Tuesday, June 17, 2008

Women For Obama

We're going to have to wade through a whole ocean of Village conventional wisdom this primary season, so it's hard to know where to begin. But the opening set of nonsense seems to be that because Barack Obama defeated a woman in the Democratic primary, he'll have some impossible task reaching Democratic women voters in the general election. This is actually demeaning to women voters, this suggestion that they are so emotionally attached and not rational thinkers with respect to electoral politics that they would vote against their own committed beliefs and interests. It's a big country and "women" voters represents about 60-70 million Americans, so there are going to be exceptions, but by and large Democratic women aren't fools and won't be running toward John McCain and his policies which hurt women who care about issues like public health, equal pay and a women's right to choose her own medical care.

Marilyn Authenreith, a mother of two in North Carolina, felt strongly about supporting Hillary Rodham Clinton in the Democratic presidential primary.

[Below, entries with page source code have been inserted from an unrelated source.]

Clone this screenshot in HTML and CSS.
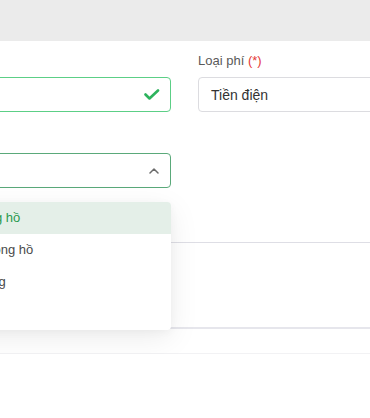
FILE: index.html
```html
<!DOCTYPE html>
<html>
<head>
	<meta charset="utf-8">
	<title>Thêm phí</title>
	<link rel="stylesheet" href="styles.css">
</head>
<body>
	<div class="topbar"></div>
	<div class="panel">
		<div class="form">
			<div class="field">
				<label class="label">&nbsp;</label>
				<div class="input valid">
					<span class="value"></span>
					<svg class="check" width="16" height="12" viewBox="0 0 16 12">
						<path d="M1.5 5.5 L5.5 9.5 L14 1.5" fill="none" stroke="#2db35d" stroke-width="2.6" stroke-linecap="round" stroke-linejoin="round"/>
					</svg>
				</div>
			</div>
			<div class="field">
				<label class="label">Loại phí <span class="req">(*)</span></label>
				<div class="input">
					<span class="value">Tiền điện</span>
				</div>
			</div>
			<div class="field">
				<label class="label">&nbsp;</label>
				<div class="select-wrap">
					<div class="input open">
						<span class="value"></span>
						<svg class="chevron" width="10" height="6" viewBox="0 0 10 6">
							<path d="M1 5 L5 1 L9 5" fill="none" stroke="#6b6b6b" stroke-width="1.5" stroke-linecap="round" stroke-linejoin="round"/>
						</svg>
					</div>
					<ul class="dropdown">
						<li class="option active">Có đồng hồ</li>
						<li class="option">Theo đồng hồ</li>
						<li class="option">Cả tháng</li>
						<li class="option">Khác</li>
					</ul>
				</div>
			</div>
			<div class="field"></div>
		</div>
		<div class="table-box"></div>
		<div class="footer-line"></div>
	</div>
</body>
</html>
```
FILE: styles.css
```css
html, body {
	margin: 0;
	padding: 0;
	background: #ffffff;
	font-family: "Liberation Sans", Arial, sans-serif;
	overflow: hidden;
}
.topbar {
	height: 41px;
	background: #ebebeb;
}
.panel {
	padding-top: 12px;
}
.form {
	display: grid;
	grid-template-columns: 230px 230px;
	column-gap: 27px;
	row-gap: 17px;
	margin-left: -59px;
}
.label {
	display: block;
	font-size: 13px;
	line-height: 16px;
	color: #595959;
	margin-bottom: 8px;
}
.req {
	color: #e53935;
}
.input {
	box-sizing: border-box;
	height: 35px;
	border: 1px solid #dcdce0;
	border-radius: 4px;
	display: flex;
	align-items: center;
	padding: 0 12px;
	background: #fff;
}
.input .value {
	flex: 1;
	font-size: 14px;
	color: #333;
}
.input.valid {
	border-color: #5ccf86;
}
.input.open {
	border-color: #5aa97a;
}
.check {
	margin-right: -2px;
}
.chevron {
	margin-right: -1px;
}
.select-wrap {
	position: relative;
}
.dropdown {
	position: absolute;
	z-index: 2;
	left: 0;
	right: 0;
	top: calc(100% + 14px);
	margin: 0;
	padding: 0;
	list-style: none;
	background: #fff;
	border-radius: 4px;
	overflow: hidden;
	box-shadow: 0 8px 30px rgba(0, 0, 0, 0.08), 0 2px 8px rgba(0, 0, 0, 0.04);
}
.option {
	height: 32px;
	line-height: 32px;
	padding-left: 12px;
	font-size: 13px;
	color: #4a4a4a;
}
.option.active {
	background: #e4efe8;
	color: #2a9a4e;
}
.table-box {
	margin-top: 54px;
	height: 84px;
	border-top: 1px solid #dedee5;
	border-bottom: 2px solid #e6e6ec;
}
.footer-line {
	margin-top: 24px;
	border-top: 1px solid #f2f2f4;
}
```
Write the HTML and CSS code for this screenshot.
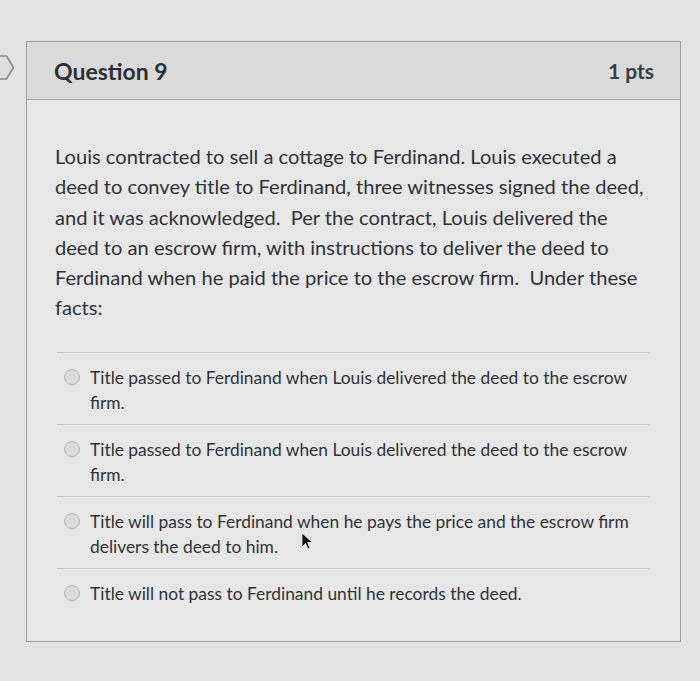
FILE: index.html
```
<!DOCTYPE html>
<html lang="en">
<head>
<meta charset="utf-8">
<title>Question 9</title>
<link rel="stylesheet" href="styles.css">
</head>
<body>
<div class="page">
  <div class="side">
    <svg class="flag" width="15" height="27" viewBox="0 0 15 27"><path d="M-6 2 H6.5 L13.5 13.5 L6.5 25 H-6" fill="#dedede" stroke="#8c8c8c" stroke-width="1.6" stroke-linejoin="round"/></svg>
  </div>
  <div class="card">
    <div class="card-head">
      <h2 class="q-title">Question 9</h2>
      <span class="q-pts">1 pts</span>
    </div>
    <div class="card-body">
      <p class="q-text">Louis contracted to sell a cottage to Ferdinand. Louis executed a deed to convey title to Ferdinand, three witnesses signed the deed, and it was acknowledged.&nbsp; Per the contract, Louis delivered the deed to an escrow firm, with instructions to deliver the deed to Ferdinand when he paid the price to the escrow firm.&nbsp; Under these facts:</p>
      <div class="answers">
        <label class="answer"><span class="radio"></span><span class="a-text">Title passed to Ferdinand when Louis delivered the deed to the escrow firm.</span></label>
        <label class="answer"><span class="radio"></span><span class="a-text">Title passed to Ferdinand when Louis delivered the deed to the escrow firm.</span></label>
        <label class="answer"><span class="radio"></span><span class="a-text">Title will pass to Ferdinand when he pays the price and the escrow firm delivers the deed to him.</span></label>
        <label class="answer"><span class="radio"></span><span class="a-text">Title will not pass to Ferdinand until he records the deed.</span></label>
      </div>
    </div>
  </div>
  <svg class="cursor" width="14" height="20" viewBox="0 0 14 20"><path d="M1 1 L1 15 L4.5 11.5 L7 17 L9 16 L6.6 10.6 L11.5 10.6 Z" fill="#111" stroke="#eee" stroke-width="0.8"/></svg>
</div>
</body>
</html>
```
FILE: styles.css
```
html, body {
  margin: 0;
  padding: 0;
}
body {
  background: #e3e3e3;
  font-family: Lato, "Open Sans", "Liberation Sans", sans-serif;
  color: #2f3337;
}
.page {
  position: relative;
  display: flex;
  align-items: flex-start;
  padding-top: 41px;
  height: 640px;
}
.side {
  width: 26px;
  flex: none;
  padding-top: 13px;
}
.flag {
  display: block;
}
.card {
  width: 653px;
  border: 1px solid #9e9e9e;
  background: #e7e7e7;
}
.card-head {
  height: 57px;
  background: #dadada;
  border-bottom: 1px solid #a3a3a3;
  display: flex;
  align-items: center;
  justify-content: space-between;
  padding: 0 26px 0 27px;
}
.q-title {
  margin: 0;
  font-size: 23px;
  font-weight: 700;
  color: #2c3034;
}
.q-pts {
  font-size: 21px;
  font-weight: 700;
  color: #3a3e43;
}
.card-body {
  padding: 41px 30px 35px 28px;
}
.q-text {
  margin: 0;
  font-size: 20.1px;
  line-height: 30.3px;
  max-width: 592px;
}
.answers {
  margin-top: 29px;
  margin-left: 2px;
}
.answer {
  display: flex;
  align-items: flex-start;
  border-top: 1px solid #c9c9c9;
  padding: 12px 0 9px 7px;
  font-size: 17.4px;
  line-height: 25px;
}
.answer:last-child {
  padding-bottom: 0;
}
.radio {
  flex: none;
  width: 14px;
  height: 14px;
  border: 1px solid #b5b5b5;
  border-radius: 50%;
  background: #dcdcdc;
  margin-top: 4px;
  margin-right: 10px;
}
.a-text {
  color: #2f3337;
}
.cursor {
  position: absolute;
  left: 301px;
  top: 532px;
}
```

But once the former first lady quit the race, Authenreith switched allegiance to Barack Obama, mainly because she thinks that he -- unlike Republican John McCain -- will push for universal healthcare.

"I can't understand the thinking of how someone would jump from Hillary to McCain," she said. "It doesn't make any sense."

Now that the Democratic marathon is over, Clinton supporters like Authenreith are siding heavily with Obama over McCain, polls show. And Obama has taken a wide lead among female voters, belying months of political chatter and polls of primary voters suggesting that disappointment over Clinton's defeat might block the Illinois senator from enjoying his party's historic edge among women.


This was just made up by seven people at the major cable news nets, who just decided to uncritically parrot GOP talking points that women were fed up with Obama because he beat their gal. None of it had any basis in reality.

And for what it's worth, Obama himself is attentive to the issue.

Sen. Barack Obama hit back at Sen. John McCain's recent attempts to court women voters who flocked to Sen. Hillary Clinton's failed presidential bid in droves.

. "On almost every single issue that's important to women, he's been on the wrong side," the presumptive Democratic nominee told ABC News in an interview in Flint, Mich. Monday.

"You know, he is in favor of judges who would overturn Roe v. Wade. He has opposed equal pay. He has opposed the CHIP [Children's Health Insurance] program, that would make children insured," Obama said.


In particular, choice could be a powerful and winning issue in the general election. Many moderates have no idea how radical McCain's position is on Roe. You will see crossover support for Obama as long as there's enough education around the issue.

Despite the fact that the national focus seems to be on the economy, among pro-choice Independent women, pro-choice Republican women, and liberal to moderate Republican women, the issue of abortion produces a larger advantage for Democrats than the economy, the war in Iraq, or health care. Moreover, among these three groups critiques on McCain’s anti-choice position are the strongest attacks against him, trumping attacks on the economy, the war, and special interests.


There are plenty more examples of this conventional wisdom taking hold without basis in reality. More infuriating than the fact that pundits focus almost entirely on horse-race politics is that they frequently get the horse race completely wrong.